Laguna de Fuente di Piedra
Photo by Alex Jones
Knowing what I was looking for, but expecting a long hard slog of trawling though every individual bird (my task made even harder through the lack of a scope) I was therefore astounded when as soon as I raised my bins to my eyes to begin checking, miraculously one of the first birds I set eyes on was a Lesser Flamingo!!
Lesser Flamingo - Spain
Lesser Flamingo - Spain
Excitedly getting Chris and Alex’s scopes on the bird in question, the three of us took in the differences between this smaller species of Flamingo. Almost half the size of the Greaters, with much shorter legs and a smaller body and neck, the facial pattern was also distinctive, with a much darker eye and a deeper dark red and black bill.
Lesser Flamingo - Spain
The smaller size is really apparent!
Scanning further, we spotted another two birds mixed in with the flock, indicating that there were at least 3 present on the pool, and they came ever closer to the side allowing some great record shots.
Lesser Flamingo - Spain
Lesser Flamingo - Spain
Lesser Flamingo - Photo by Alex Jones
With the afternoon pressing on, we headed back to the car, stopping to admire a nice Western Olivaceous Warbler (only the second of our trip) showing well by the side of the pool and feasting on a large dragonfly.
Western Olivaceous Warbler - Spain
Arriving in Malaga we were greeted by absolutely thousands of people –apparently a week-long festival called the Malaga Fair was in full swing - and the streets were absolutely packed with people which resulted in utter chaos when trying to find our hotel. Managing to eventually find somewhere safe to park, we were then faced with a simple ten minute walk to the hotel turning in to an hour long struggle through the streets as we heaved our suitcases through the bodies and past discarded drinks, litter and I dread to think what else. After what can only be described as a complete nightmare, we eventually found our apartment – when we were then faced with a half hour wait for the owner to arrive from across the other side of the city! Never again!

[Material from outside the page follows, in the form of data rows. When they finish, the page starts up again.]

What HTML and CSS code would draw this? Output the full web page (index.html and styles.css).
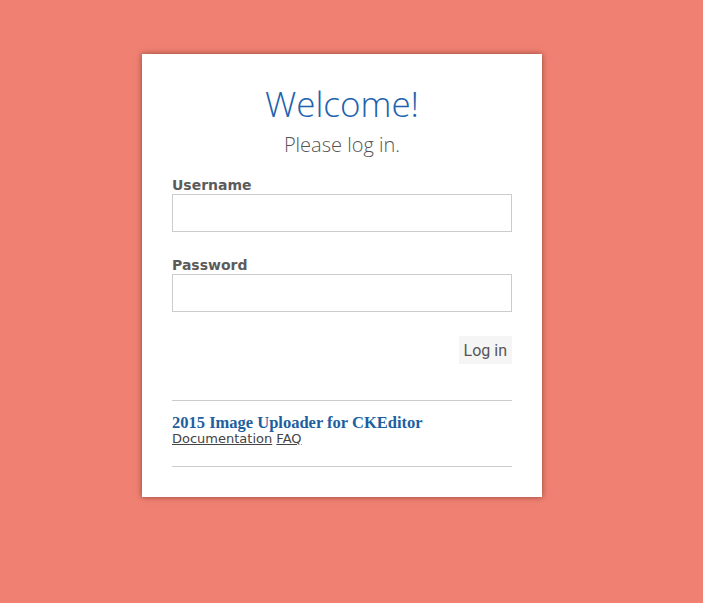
FILE: index.html
```html
<!DOCTYPE html>
<html>
<head>
<meta charset="utf-8">
<link rel="stylesheet" href="styles.css">
</head>
<body>
<div class="card">
  <h1 class="title">Welcome!</h1>
  <p class="subtitle">Please log in.</p>
  <form class="form">
    <label class="label">Username</label>
    <input class="input" type="text">
    <label class="label label-pw">Password</label>
    <input class="input" type="password">
    <div class="actions"><button class="btn" type="button">Log in</button></div>
  </form>
  <hr class="rule">
  <div class="footer">
    <div class="product">2015 Image Uploader for CKEditor</div>
    <div class="links"><a href="#">Documentation</a> <a href="#">FAQ</a></div>
  </div>
  <hr class="rule">
</div>
</body>
</html>
```
FILE: styles.css
```css
html, body { margin: 0; padding: 0; }
body {
  background: #f08172;
  height: 603px;
  font-family: "DejaVu Sans", Verdana, sans-serif;
}
.card {
  box-sizing: border-box;
  width: 400px;
  margin: 54px 0 0 142px;
  background: #fff;
  padding: 24px 30px 30px;
  box-shadow: 0 0 6px rgba(80, 30, 20, 0.6);
}
.title {
  margin: 0;
  text-align: center;
  font-family: "Open Sans", sans-serif;
  font-weight: 300;
  font-size: 35px;
  line-height: 52px;
  color: #1d63ad;
}
.subtitle {
  margin: 0;
  text-align: center;
  font-family: "Open Sans", sans-serif;
  font-weight: 300;
  font-size: 20px;
  line-height: 30px;
  color: #555;
}
.form { display: flex; flex-direction: column; margin-top: 16px; }
.label {
  font-weight: bold;
  font-size: 14px;
  line-height: 18px;
  color: #5b5b5b;
}
.label-pw { margin-top: 24px; }
.input {
  box-sizing: border-box;
  width: 340px;
  height: 38px;
  border: 1px solid #ccc;
  margin: 0;
  padding: 4px 8px;
  background: #fff;
}
.actions { display: flex; justify-content: flex-end; margin-top: 24px; }
.btn {
  border: 0;
  background: #f5f5f5;
  font-family: "Roboto", sans-serif;
  font-size: 16px;
  color: #555;
  height: 28px;
  padding: 0 5px;
}
.rule {
  border: 0;
  border-top: 1px solid #ccc;
  margin: 36px 0 0;
  height: 0;
}
.footer { padding: 13px 0 19px; }
.footer + .rule { margin-top: 0; }
.product {
  font-family: "Liberation Serif", Georgia, serif;
  font-weight: bold;
  font-size: 16.5px;
  line-height: 17px;
  color: #1d5f9f;
}
.links { font-size: 13px; line-height: 16px; }
.links a { color: #444; }
```
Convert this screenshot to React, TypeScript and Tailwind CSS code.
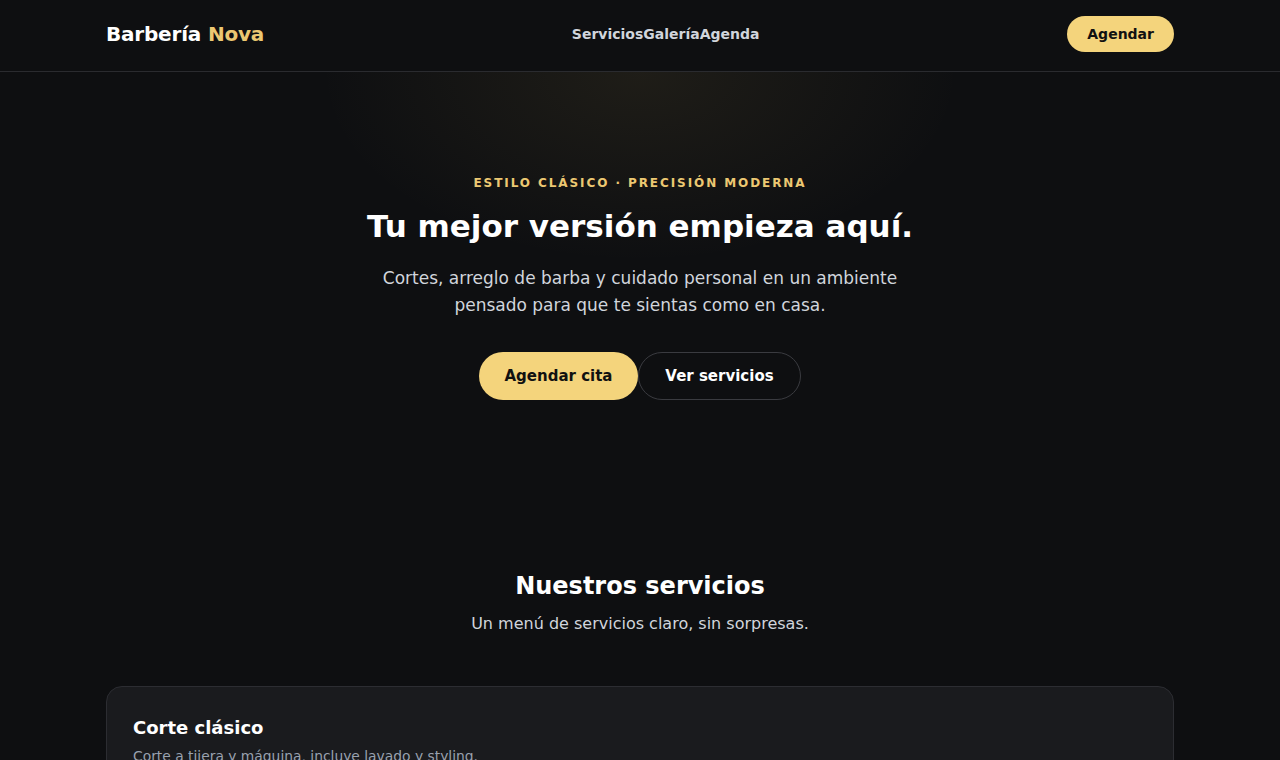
import React from 'react';

const navLinks = ['Servicios', 'Galería', 'Agenda'];

const services = [
  { name: 'Corte clásico', description: 'Corte a tijera y máquina, incluye lavado y styling.' },
];

export default function App() {
  return (
    <div className="min-h-screen bg-[#0e0f11] text-white font-['DejaVu_Sans',sans-serif]">
      <header className="border-b border-[#2a2b2f]">
        <div className="mx-auto max-w-[1068px] pt-4 pb-[19px] flex items-center justify-between">
          <a className="text-xl tracking-[-0.2px] font-bold">
            Barbería <span className="text-[#ecc872]">Nova</span>
          </a>
          <nav className="flex text-sm font-semibold text-gray-300">
            {navLinks.map(link => (
              <a key={link}>{link}</a>
            ))}
          </nav>
          <button className="h-9 px-5 rounded-full bg-[#f4d47c] text-[#111] text-sm font-bold">
            Agendar
          </button>
        </div>
      </header>

      <main>
        {/* Hero with a soft golden glow under the header */}
        <section className="bg-[radial-gradient(ellipse_320px_190px_at_50%_0%,rgba(200,170,90,0.09),transparent)] pt-[103px] pb-24 text-center">
          <p className="text-xs font-bold uppercase tracking-[0.16em] text-[#ecc872]">
            Estilo clásico · Precisión moderna
          </p>
          <h1 className="mt-4 text-[31px] leading-[39px] font-bold">Tu mejor versión empieza aquí.</h1>
          <p className="mx-auto mt-[19px] max-w-xl text-[17px] leading-[27px] text-gray-300">
            Cortes, arreglo de barba y cuidado personal en un ambiente pensado para que te sientas como en casa.
          </p>
          <div className="mt-[33px] flex justify-center">
            <button className="h-12 w-[159px] rounded-full bg-[#f4d47c] text-[#111] text-[15px] font-bold">
              Agendar cita
            </button>
            <button className="h-12 w-[163px] rounded-full border border-[#3a3b40] text-[15px] font-bold">
              Ver servicios
            </button>
          </div>
        </section>

        <section className="pt-[74px]">
          <div className="text-center">
            <h2 className="text-2xl font-bold">Nuestros servicios</h2>
            <p className="mt-2.5 text-gray-300">Un menú de servicios claro, sin sorpresas.</p>
          </div>
          <div className="mx-auto mt-[50px] max-w-[1068px] flex flex-col gap-4">
            {services.map(s => (
              <div key={s.name} className="rounded-2xl border border-[#2c2d32] bg-[#1a1b1e] px-[26px] pt-[27px] pb-6">
                <h3 className="text-lg font-bold">{s.name}</h3>
                <p className="mt-1 text-[13.85px] text-gray-400">{s.description}</p>
              </div>
            ))}
          </div>
        </section>
      </main>
    </div>
  );
}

After the streets calmed down slightly in the evening, we thankfully enjoyed a nice final night’s dinner of paella in the restaurant opposite to celebrate the end of our trip.
Paella
Our final day approached and with several hours before our flight back to Manchester we enjoyed a nice leisurely visit to the beach on Malaga seafront for some ice cream and cool pineapple juice (my staple drink in Spain). Several Monk Parakeets perched in the palm trees above and the area was thankfully 1000 times quieter than the chaos of the night before!
Malaga Beach
Having achieved several of our main target species (even the outside chance Lesser Flamingo) with White-tailed Swift, Red-necked Nightjar, White-headed Duck and Marbled Teal all seen, we had missed just the elusive Red-knobbed Coots – clearly one for another trip! Thanks to Alex for doing the majority of the driving during the week, and with some great scenery, food and fantastic company throughout, we had enjoyed what was a hugely successful and entertaining trip exploring Southern Spain.